The captions in the NASA Ames Research Center video What Will Happen to NASA’s Kepler Spacecraft? read as follows:

  • NASA’s Kepler space telescope found thousands of planets outside our solar system. With its mission completed, the telescope will remain 94 million miles away in an orbit trailing Earth.

  • Kepler is traveling in a somewhat larger, slower orbit than Earth. Over time it will trail farther and farther behind.

  • By 2060, Kepler will fall so far behind that Earth will almost catch up to it.

  • As Earth approaches, its gravity will tug at the telescope and send Kepler into a closer, faster orbit around the Sun.

  • In its closer, faster orbit, Kepler will slowly speed ahead of our planet.

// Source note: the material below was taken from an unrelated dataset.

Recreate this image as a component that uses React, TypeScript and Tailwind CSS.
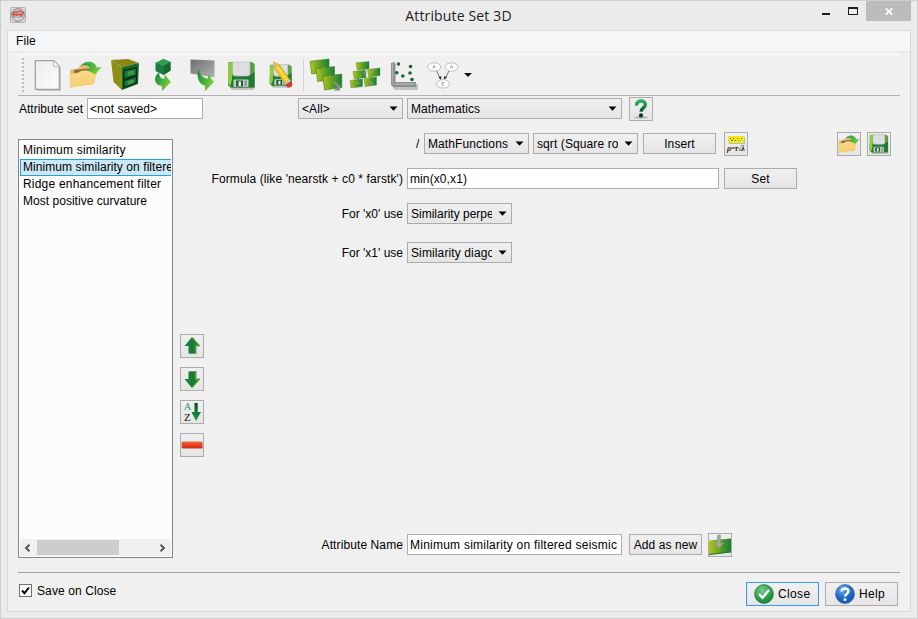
import type { ReactNode } from "react";

function Gradients() {
  return (
    <svg className="absolute h-0 w-0" aria-hidden="true">
      <defs>
        <linearGradient id="leaf" x1="0" y1="0" x2="1" y2="0">
          <stop offset="0" stopColor="#b4c61c" />
          <stop offset=".5" stopColor="#5fa022" />
          <stop offset="1" stopColor="#15803c" />
        </linearGradient>
        <linearGradient id="arrowGreen" x1="0" y1="0" x2="1" y2="0.4">
          <stop offset="0" stopColor="#138a3c" />
          <stop offset=".5" stopColor="#3fae3c" />
          <stop offset="1" stopColor="#7fcb3a" />
        </linearGradient>
        <linearGradient id="folder" x1="0" y1="0" x2="0.3" y2="1">
          <stop offset="0" stopColor="#f9dc90" />
          <stop offset="1" stopColor="#f6cf72" />
        </linearGradient>
        <linearGradient id="paper" x1="0" y1="0" x2="1" y2="1">
          <stop offset="0" stopColor="#ececee" />
          <stop offset="1" stopColor="#fdfdfd" />
        </linearGradient>
        <linearGradient id="slab" x1="0" y1="0" x2="1" y2="1">
          <stop offset="0" stopColor="#6e6e6e" />
          <stop offset="1" stopColor="#b2b2b2" />
        </linearGradient>
        <linearGradient id="disk" x1="0" y1="0" x2="1" y2="0">
          <stop offset="0" stopColor="#7cc43a" />
          <stop offset=".25" stopColor="#2f8a35" />
          <stop offset="1" stopColor="#5aa33a" />
        </linearGradient>
        <linearGradient id="question" x1="0" y1="0" x2="0" y2="1">
          <stop offset="0" stopColor="#23b354" />
          <stop offset=".5" stopColor="#128a40" />
          <stop offset="1" stopColor="#0a4a26" />
        </linearGradient>
        <linearGradient id="redBar" x1="0" y1="0" x2="0" y2="1">
          <stop offset="0" stopColor="#f47a55" />
          <stop offset=".4" stopColor="#ee4424" />
          <stop offset="1" stopColor="#d92c10" />
        </linearGradient>
        <linearGradient id="sortArrow" x1="0" y1="0" x2="0" y2="1">
          <stop offset="0" stopColor="#0b4a20" />
          <stop offset="1" stopColor="#1ea04a" />
        </linearGradient>
        <radialGradient id="okBall" cx=".4" cy=".3" r=".8">
          <stop offset="0" stopColor="#7cc98c" />
          <stop offset=".6" stopColor="#2b9a4a" />
          <stop offset="1" stopColor="#167a34" />
        </radialGradient>
        <radialGradient id="helpBall" cx=".4" cy=".25" r=".85">
          <stop offset="0" stopColor="#6fb0ea" />
          <stop offset=".55" stopColor="#1f69c6" />
          <stop offset="1" stopColor="#1450a8" />
        </radialGradient>
      </defs>
    </svg>
  );
}

function AppIcon() {
  return (
    <svg width="16" height="16" viewBox="0 0 16 16">
      <rect x=".5" y=".5" width="15" height="15" rx="1" fill="#d6d6d6" stroke="#b2b2b2" />
      <circle cx="8" cy="8" r="6.500" fill="#bdbdbd" stroke="#959595" />
      <path d="M2 7.500l2.500-2.500h3L10 4l2 1.500 2 .5M3 7.500h10M4 7v3M7.500 7L6.500 9M11 7v3" stroke="#dc4842" strokeWidth="1.300" fill="none" />
      <path d="M3.500 12h9" stroke="#e2e2e2" />
    </svg>
  );
}

function NewIcon() {
  return (
    <svg width="30" height="34" viewBox="0 0 30 34">
      <path d="M4 4h19l5 5.500V33H4z" fill="#8a8a8a" opacity=".4" />
      <path d="M2.300 2.700h18.400l5.600 6v22.600h-24z" fill="url(#paper)" stroke="#a2a2a2" strokeWidth="1.300" />
      <path d="M20.500 2.700v6h6z" fill="#fff" stroke="#aaa" strokeWidth=".8" />
    </svg>
  );
}

function FolderIcon({ size = 33 }: { size?: number }) {
  return (
    <svg width={size} height={size * 0.84} viewBox="0 0 33 28">
      <path d="M1 9l9-2 1-3 9-1 1 4 6 2-2 14-23 3z" fill="#e5b765" />
      <path d="M5 9l20-2-2 6-18 2z" fill="#5f4f34" opacity=".75" />
      <path d="M1 13l8-1 3-2 16-1-3 14-24 3.500z" fill="url(#folder)" stroke="#ecc36b" strokeWidth=".5" />
      <path d="M12 5C15-.5 25-1 28 6.500l4.500-.5-6 7.500L17 9l4.500-1C20 4 16 3 12 5z" fill="url(#arrowGreen)" />
      <path d="M13.500 3.500C17 .8 23 1 26 6.500" stroke="#55c77d" fill="none" strokeWidth=".9" />
    </svg>
  );
}

function CabinetIcon() {
  return (
    <svg width="30" height="34" viewBox="0 0 30 34">
      <path d="M1 2l17-1 11 4-17 4z" fill="#8f8513" />
      <path d="M1 2l11 7v23L3.500 24z" fill="#8a8f16" />
      <path d="M12 9l17-4-1 21-16 6z" fill="#1a6a30" />
      <path d="M14 12.500l12.500-3v7.500l-12.500 4zM14 22.500l12.500-4v6l-12.500 5z" fill="#167a38" stroke="#082d16" strokeWidth="1.300" />
      <path d="M18 14.500l5-1v2l-5 1.200M18 24l5-1.500v2l-5 1.500" stroke="#7fae70" fill="none" strokeWidth=".9" />
    </svg>
  );
}

function CubeIcon() {
  return (
    <svg width="20" height="34" viewBox="0 0 20 34">
      <path d="M2.500 5l8-4 7 3v8.500l-7 4.500-8-4z" fill="#1b7d3f" />
      <path d="M2.500 5l8-4 7 3-7 4z" fill="#2f9d54" />
      <path d="M10.500 8l7-4v8.500l-7 4.500z" fill="#146a33" />
      <path d="M6.500 14C0 18 .5 27 9 28v5l9-9-6.500-7.500v4.500C8 21 5.500 18 6.500 14z" fill="url(#arrowGreen)" />
    </svg>
  );
}

function SlabIcon() {
  return (
    <svg width="26" height="34" viewBox="0 0 26 34">
      <path d="M.5 1.500l24 1v17L.5 15.500z" fill="url(#slab)" />
      <path d="M9 10C6 18 8 26 15 27.500V33l9-9-6-8v4.500C12 20 9 16 9 10z" fill="url(#arrowGreen)" />
    </svg>
  );
}

function DiskShape() {
  return (
    <>
      <path d="M3 3h25v24l-2 2H5l-2-2z" fill="#777" opacity=".4" />
      <path d="M1 2q0-1 1-1h23l2.500 2v23.500H4L1 24z" fill="url(#disk)" />
      <path d="M1 14l5 1 2 1 14-1 5.500-4v15.500H4L1 24z" fill="#1f7a33" />
      <path d="M1 2v21l2.500 2 1.500-7V1.500z" fill="#8dcc3f" />
      <path d="M5.500 1h17.500v11q0 3-3 3H8.500q-3 0-3-3z" fill="#dcdfe1" stroke="#b4b9bc" strokeWidth=".6" />
      <rect x="6.500" y="18.500" width="15" height="7.500" rx="1" fill="#c3cdc8" />
      <rect x="9" y="19.500" width="7" height="6" fill="#1b5c33" />
      <rect x="11.500" y="20.500" width="2.500" height="4.500" fill="#eee" />
      <rect x="17.500" y="19.500" width="2.500" height="6" fill="#8f9b95" />
    </>
  );
}

function DiskIcon({ size = 29 }: { size?: number }) {
  return (
    <svg width={size} height={size} viewBox="0 0 29 29">
      <DiskShape />
    </svg>
  );
}

function DiskEditIcon() {
  return (
    <svg width="26" height="28" viewBox="0 0 26 28">
      <g transform="translate(1 3) scale(.82)"><DiskShape /></g>
      <path d="M5.500 1l5.500 2.500L21.500 18l-5 4L7 8z" fill="#f3c61b" stroke="#c08f10" strokeWidth=".6" />
      <path d="M8.500 4.500l10.500 15" stroke="#fbe45f" strokeWidth="1.500" />
      <path d="M5.500 1l5.500 2.500L7 7z" fill="#e9b46a" />
      <path d="M16.500 22l5-4 1.500 2-5 4z" fill="#c8cdd0" />
      <path d="M17.500 23.500l5-3q2.800 2 1.300 4.700-3 2.300-5 .8z" fill="#df3a26" />
    </svg>
  );
}

function Tile({ x, y, w, h }: { x: number; y: number; w: number; h: number }) {
  return (
    <path
      transform={`translate(${x} ${y}) scale(${w / 17} ${h / 13})`}
      d="M0 2L17 0v11L1.500 13z"
      fill="url(#leaf)"
      stroke="#3b7a25"
      strokeWidth=".5"
    />
  );
}

function TilesIcon() {
  return (
    <svg width="34" height="34" viewBox="0 0 34 34">
      <Tile x={1} y={1} w={19} h={15} />
      <path d="M14 9l4 4" stroke="#999" strokeWidth="1.800" />
      <Tile x={7} y={8.5} w={18.5} h={15} />
      <path d="M20 17l4 3" stroke="#999" strokeWidth="1.800" />
      <Tile x={13.8} y={16} w={19} h={16} />
      <path d="M25 24l5 5" stroke="#8f8f8f" strokeWidth="2" />
      <path d="M31 26v6.500h-6z" fill="#8c8c8c" />
    </svg>
  );
}

function ClusterIcon() {
  return (
    <svg width="32" height="28" viewBox="0 0 32 28">
      <path d="M15 7v5M11 15l-3 5M23 14l-3 5" stroke="#a3a3a3" strokeWidth="1.500" />
      <Tile x={7} y={0.5} w={13} h={8.5} />
      <Tile x={4} y={9} w={13} h={9} />
      <Tile x={18.5} y={7} w={12.5} h={9} />
      <Tile x={1} y={18} w={12.5} h={9} />
      <Tile x={15} y={16} w={12.5} h={9.5} />
      <path d="M16 9v6M12 14l-2 2M22 11l3-2M7 21l3 2M20 20l4 3" stroke="#9c9c8c" strokeWidth="1.200" />
    </svg>
  );
}

function PlotIcon() {
  return (
    <svg width="28" height="29" viewBox="0 0 28 29">
      <path d="M3 3h3v20h22v6H5l-2-2z" fill="#888" opacity=".45" />
      <path d="M1 2l4-1v20h21v5H3l-2-2z" fill="#909090" />
      <path d="M2.500 3v19.500M4 23h21" stroke="#b0b0b0" strokeWidth="1.300" />
      <g fill="#176a35">
        <circle cx="8.500" cy="3" r="1.800" /><circle cx="20.500" cy="5.500" r="1.800" />
        <circle cx="6.800" cy="11.700" r="1.800" /><circle cx="12.800" cy="15" r="1.800" />
        <circle cx="20" cy="12" r="1.800" /><circle cx="22" cy="18.500" r="1.800" />
      </g>
    </svg>
  );
}

function GraphIcon() {
  return (
    <svg width="32" height="28" viewBox="0 0 32 28">
      <path d="M9.500 9.500l3.500 8M22 9.500l-3.500 8" stroke="#777" />
      <path d="M11.500 16l2.500 3 .3-3.800zM19.800 16l-2.500 3-.3-3.800z" fill="#222" />
      <g fill="#fff" stroke="#b5b5b5" strokeWidth=".9">
        <ellipse cx="7.200" cy="6" rx="6.500" ry="4.200" /><ellipse cx="24.500" cy="6" rx="6.500" ry="4.200" /><ellipse cx="16" cy="22.800" rx="6.500" ry="4.200" />
      </g>
      <path d="M6 7.500l1.200-3 1.200 3M23.300 7.500l1.200-3 1.200 3M17.200 21.500h-2v2.600h2" stroke="#888" strokeWidth=".8" fill="none" />
    </svg>
  );
}

function QuestionIcon() {
  return (
    <svg width="20" height="22" viewBox="0 0 20 22">
      <ellipse cx="10" cy="19.500" rx="7" ry=".9" fill="#888" opacity=".6" />
      <path d="M5.700 7.500C5 1.800 14.300 1.500 14.300 6.400c0 3.400-4 3.400-4.200 7.300" stroke="url(#question)" strokeWidth="3.400" fill="none" />
      <circle cx="10" cy="17.400" r="2.100" fill="#0a3a1e" />
    </svg>
  );
}

function BigArrow({ down = false }: { down?: boolean }) {
  return (
    <svg width="22" height="22" viewBox="0 0 22 22">
      <g transform={down ? "translate(0 22) scale(1 -1)" : undefined}>
        <path d="M12 4l7.500 8H16v7H9z" fill="#666" opacity=".4" />
        <path d="M11 2l8 9h-4v7.500H7.500V11H3.500z" fill="#14803a" />
        <path d="M11.500 2.800l6.500 7.600h-3.600v8" stroke="#5f9b24" strokeWidth="1.100" fill="none" />
      </g>
    </svg>
  );
}

function SortIcon() {
  return (
    <svg width="22" height="22" viewBox="0 0 22 22">
      <text x="3" y="9" fontFamily="Liberation Serif, serif" fontSize="10" letterSpacing="0" fill="#2a9a54">A</text>
      <text x="3" y="19.500" fontFamily="Liberation Serif, serif" fontSize="11" letterSpacing="0" fill="#111">Z</text>
      <path d="M13.500 2h3.200v9h3.300L15 20l-4.500-9h3z" fill="url(#sortArrow)" />
    </svg>
  );
}

function RemoveIcon() {
  return (
    <svg width="22" height="22" viewBox="0 0 22 22">
      <rect x="2" y="9" width="20" height="6" fill="#777" opacity=".35" />
      <rect x="1" y="8" width="20" height="6" rx=".5" fill="url(#redBar)" stroke="#cf3516" strokeWidth=".6" />
    </svg>
  );
}

function FormulaIcon() {
  return (
    <svg width="20" height="20" viewBox="0 0 20 20">
      <rect x="3" y="3" width="16" height="7" fill="#888" opacity=".5" />
      <rect x="2" y="2" width="16" height="7" fill="#f1e71c" />
      <path d="M4 4.500h1M7 4.500h1M11 4.500h1M15 4.500h1M5 6.500h2M9 6.500h1M12.500 6.500h1" stroke="#6b660a" />
      <text x="1" y="17" textLength="18" fontFamily="Liberation Serif, serif" fontSize="8" fontStyle="italic" fontWeight="bold" fill="#222">ρ=τ√λ</text>
    </svg>
  );
}

function StoreIcon() {
  return (
    <svg width="22" height="22" viewBox="0 0 22 22">
      <path d="M0 6.500L22 4.500v13.500L0 21z" fill="url(#leaf)" />
      <path d="M0 20.500L22 18" stroke="#2a6d27" />
      <path d="M8.500 1h3v8h3L10 14 5.500 9h3z" fill="#a5a5a5" stroke="#8d9488" strokeWidth=".5" />
    </svg>
  );
}

function OkIcon() {
  return (
    <svg width="20" height="20" viewBox="0 0 20 20">
      <circle cx="10" cy="10" r="9.400" fill="url(#okBall)" stroke="#2b8145" strokeWidth=".8" />
      <path d="M5 10l3.500 3.800L15 6" stroke="#fff" strokeWidth="2.400" fill="none" />
    </svg>
  );
}

function HelpIcon() {
  return (
    <svg width="20" height="20" viewBox="0 0 20 20">
      <circle cx="10" cy="10" r="9.400" fill="url(#helpBall)" stroke="#2763ac" strokeWidth=".8" />
      <path d="M6.500 7.600C6.500 3.400 13.600 3.700 13.500 7.300c0 2.600-3.300 2.500-3.400 5.200" stroke="#fff" strokeWidth="2.400" fill="none" />
      <circle cx="10" cy="15.600" r="1.500" fill="#fff" />
    </svg>
  );
}

const face = "border border-[#acacac] bg-linear-to-b from-[#f0f0f0] to-[#e5e5e5]";

function Combo({ width, children }: { width: string; children: ReactNode }) {
  return (
    <div className={`flex h-[21px] shrink-0 items-center pl-[3px] ${face} ${width}`}>
      <span className="min-w-0 flex-1 overflow-hidden whitespace-nowrap pt-px">{children}</span>
      <svg className="ml-[6px] mr-[4px] shrink-0" width="9" height="5" viewBox="0 0 9 5">
        <path d="M.5 .5h8L4.500 4.800z" fill="#000" />
      </svg>
    </div>
  );
}

function Field({ width, children }: { width: string; children: ReactNode }) {
  return (
    <div className={`flex h-[21px] shrink-0 items-center overflow-hidden whitespace-nowrap border border-[#abadb3] bg-white pl-[2px] pt-px ${width}`}>
      {children}
    </div>
  );
}

function Push({ children }: { children: ReactNode }) {
  return <button className={`h-[21px] w-[73px] shrink-0 whitespace-nowrap pt-px text-center ${face}`}>{children}</button>;
}

function IconButton({ className = "", children }: { className?: string; children: ReactNode }) {
  return <button className={`flex h-6 w-6 shrink-0 items-center justify-center overflow-hidden ${face} ${className}`}>{children}</button>;
}

function Label({ children }: { children: ReactNode }) {
  return <span className="mr-1 w-[198px] shrink-0 whitespace-nowrap pt-px text-right">{children}</span>;
}

function TitleBar() {
  return (
    <header className="flex h-[29px] shrink-0">
      <div className="w-[200px] pl-[9px] pt-[6px]"><AppIcon /></div>
      <h1 className="flex-1 pt-[5px] text-center font-['Open_Sans',sans-serif] text-[14px] leading-[20px] tracking-[0.15px] text-[#222]">Attribute Set 3D</h1>
      <div className="flex w-[201px] justify-end">
        <div className="mr-[18px] mt-[12px] h-[2px] w-2 bg-[#1d1d1d]" />
        <div className="mr-[8px] mt-[6px] h-[8px] w-[10px] border border-t-2 border-[#1d1d1d]" />
        <div className="mr-[6px] flex h-5 w-[45px] items-center justify-center bg-[#bcbcbc]">
          <svg width="8" height="7" viewBox="0 0 8 7"><path d="M.8.3l6.400 6.400M7.200.3L.8 6.700" stroke="#fff" strokeWidth="1.700" /></svg>
        </div>
      </div>
    </header>
  );
}

function ToolBar() {
  return (
    <div className="mx-[10px] mt-[2px] flex h-[42px] shrink-0 items-center border-b border-t border-b-[#b2b2b2] border-t-white">
      <div className="ml-1 h-[34px] w-[2px] bg-[repeating-linear-gradient(to_bottom,#bdbdbd_0_2px,transparent_2px_4px)]" />
      <div className="ml-[9px] w-9"><NewIcon /></div>
      <div className="w-[41px]"><FolderIcon /></div>
      <div className="w-[43px]"><CabinetIcon /></div>
      <div className="w-[37px]"><CubeIcon /></div>
      <div className="w-[37px]"><SlabIcon /></div>
      <div className="w-[41px]"><DiskIcon /></div>
      <div className="w-[35px]"><DiskEditIcon /></div>
      <div className="h-8 w-px bg-[#d0d0d0]" />
      <div className="ml-[5px] w-[40px]"><TilesIcon /></div>
      <div className="w-[41px]"><ClusterIcon /></div>
      <div className="w-[37px]"><PlotIcon /></div>
      <div className="w-[37px]"><GraphIcon /></div>
      <svg width="8" height="4" viewBox="0 0 8 4"><path d="M0 0h8L4 4z" fill="#111" /></svg>
    </div>
  );
}

const attributes = [
  { name: "Minimum similarity", selected: false, tracking: "tracking-[0.22px]" },
  { name: "Minimum similarity on filtered seismic", selected: true, tracking: "tracking-[0.07px]" },
  { name: "Ridge enhancement filter", selected: false, tracking: "tracking-[0.2px]" },
  { name: "Most positive curvature", selected: false, tracking: "tracking-[0.03px]" },
];

function AttributeList() {
  return (
    <div className="mt-[18px] flex h-[419px] w-[155px] shrink-0 flex-col border border-[#828790] bg-[#fcfcfc] p-px">
      <ul className="flex-1 pt-px">
        {attributes.map((a) => (
          <li
            key={a.name}
            className={`h-[17px] overflow-hidden whitespace-nowrap border pl-[2px] leading-[15px] ${a.tracking} ${a.selected ? "border-r-0 border-[#26a0da] bg-[#cbe8f6]" : "border-transparent"}`}
          >
            {a.name}
          </li>
        ))}
      </ul>
      <div className="flex h-[17px] items-center bg-[#f0f0f0]">
        <svg className="ml-[4px]" width="7" height="8" viewBox="0 0 7 8"><path d="M5.500.7L2 4l3.500 3.300" stroke="#555" strokeWidth="2" fill="none" /></svg>
        <div className="ml-[6px] h-[15px] w-[82px] bg-[#cdcdcd]" />
        <svg className="ml-[40px]" width="7" height="8" viewBox="0 0 7 8"><path d="M1.500.7L5 4 1.500 7.300" stroke="#555" strokeWidth="2" fill="none" /></svg>
      </div>
    </div>
  );
}

function FormulaForm() {
  return (
    <div className="flex h-[437px] flex-1 flex-col pt-[11px]">
      <div className="flex h-6 items-center">
        <span className="ml-[211px] w-2">/</span>
        <div className="-mt-px flex"><Combo width="w-[105px]">MathFunctions</Combo></div>
        <div className="-mt-px ml-1 flex"><Combo width="w-[105px]">sqrt (Square root)</Combo></div>
        <div className="-mt-px ml-[5px] flex"><Push>Insert</Push></div>
        <IconButton className="ml-2"><FormulaIcon /></IconButton>
        <IconButton className="ml-[89px]"><FolderIcon size={22} /></IconButton>
        <IconButton className="ml-[6px]"><DiskIcon size={20} /></IconButton>
      </div>
      <div className="mt-3 flex items-center">
        <Label>Formula (like 'nearstk + c0 * farstk')</Label>
        <Field width="w-[312px]">min(x0,x1)</Field>
        <div className="ml-[5px] flex"><Push>Set</Push></div>
      </div>
      <div className="mt-[14px] flex items-center tracking-normal">
        <Label>For 'x0' use</Label>
        <Combo width="w-[105px]">Similarity perpendicular</Combo>
      </div>
      <div className="mt-[18px] flex items-center tracking-normal">
        <Label>For 'x1' use</Label>
        <Combo width="w-[105px]"><span className="tracking-[0.12px]">Similarity diagonal</span></Combo>
      </div>
      <div className="mb-px mt-auto flex items-center">
        <Label>Attribute Name</Label>
        <div className="-mt-px flex"><Field width="w-[215px]"><span className="tracking-[0.24px]">Minimum similarity on filtered seismic</span></Field></div>
        <div className="-mt-px ml-[7px] flex"><Push>Add as new</Push></div>
        <IconButton className="ml-[6px]"><StoreIcon /></IconButton>
      </div>
    </div>
  );
}

export default function App() {
  return (
    <div className="flex h-[619px] w-[918px] flex-col overflow-hidden border border-[#cfcfcf] bg-[#ebebeb] font-['Liberation_Sans',Arial,sans-serif] text-[12px] leading-[15px] tracking-[0.1px] text-black">
      <Gradients />
      <TitleBar />
      <main className="mx-[6px] flex h-[582px] flex-col border border-[#d9d9d9] bg-[#f0f0f0]">
        <nav className="h-[21px] shrink-0 border-b border-[#e8e8e8] bg-[#f5f6f7] pl-2 pt-[3px]">File</nav>
        <ToolBar />
        <div className="flex h-[25px] shrink-0 items-center pl-[10px]">
          <span className="w-[69px] shrink-0 whitespace-nowrap pl-px pt-px tracking-normal">Attribute set</span>
          <Field width="w-[116px]">&lt;not saved&gt;</Field>
          <div className="ml-[95px] flex"><Combo width="w-[105px]">&lt;All&gt;</Combo></div>
          <div className="ml-1 flex"><Combo width="w-[215px]">Mathematics</Combo></div>
          <IconButton className="ml-[7px]"><QuestionIcon /></IconButton>
        </div>
        <div className="flex h-[437px] shrink-0 pl-[10px]">
          <AttributeList />
          <div className="ml-[7px] flex w-[25px] shrink-0 flex-col gap-[9px] pt-[213px]">
            <IconButton><BigArrow /></IconButton>
            <IconButton><BigArrow down /></IconButton>
            <IconButton><SortIcon /></IconButton>
            <IconButton><RemoveIcon /></IconButton>
          </div>
          <FormulaForm />
        </div>
        <footer className="mx-[10px] mt-[14px] flex h-[38px] shrink-0 border-t border-[#a0a0a0]">
          <label className="ml-px mt-[10px] flex h-[15px] items-center gap-[5px]">
            <span className="flex h-[13px] w-[13px] items-center justify-center border border-[#707070] bg-white">
              <svg width="9" height="9" viewBox="0 0 9 9"><path d="M1 4.500l2.500 2.700L8 1.500" stroke="#000" strokeWidth="2" fill="none" /></svg>
            </span>
            <span className="pt-px">Save on Close</span>
          </label>
          <div className="ml-auto mr-[2px] mt-[9px] flex gap-[6px]">
            <button className="flex h-6 w-[73px] items-center gap-1 border border-[#3399ff] bg-linear-to-b from-[#f0f0f0] to-[#e5e5e5] pl-[7px] tracking-[0.35px]"><OkIcon />Close</button>
            <button className={`flex h-6 w-[73px] items-center gap-1 pl-[9px] tracking-[0.35px] ${face}`}><HelpIcon />Help</button>
          </div>
        </footer>
      </main>
    </div>
  );
}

  • In 2117, the telescope will almost catch up to Earth from behind. Earth’s gravity will tug on the telescope as before, but this time pull it back into the wider, slower orbit.

  • For the foreseeable future the pattern repeats as Kepler is tugged inside and outside Earth’s orbit. The telescope never comes closer than a million miles to Earth — more than four times the distance from Earth to the Moon.

This suggest that roughly every 108 years Kepler's orbit will complete one full cycle, spending the first half, or one synodic period (also here) in a heliocentric orbit higher and slower than Earth's, then another synodic period in a faster, lower one.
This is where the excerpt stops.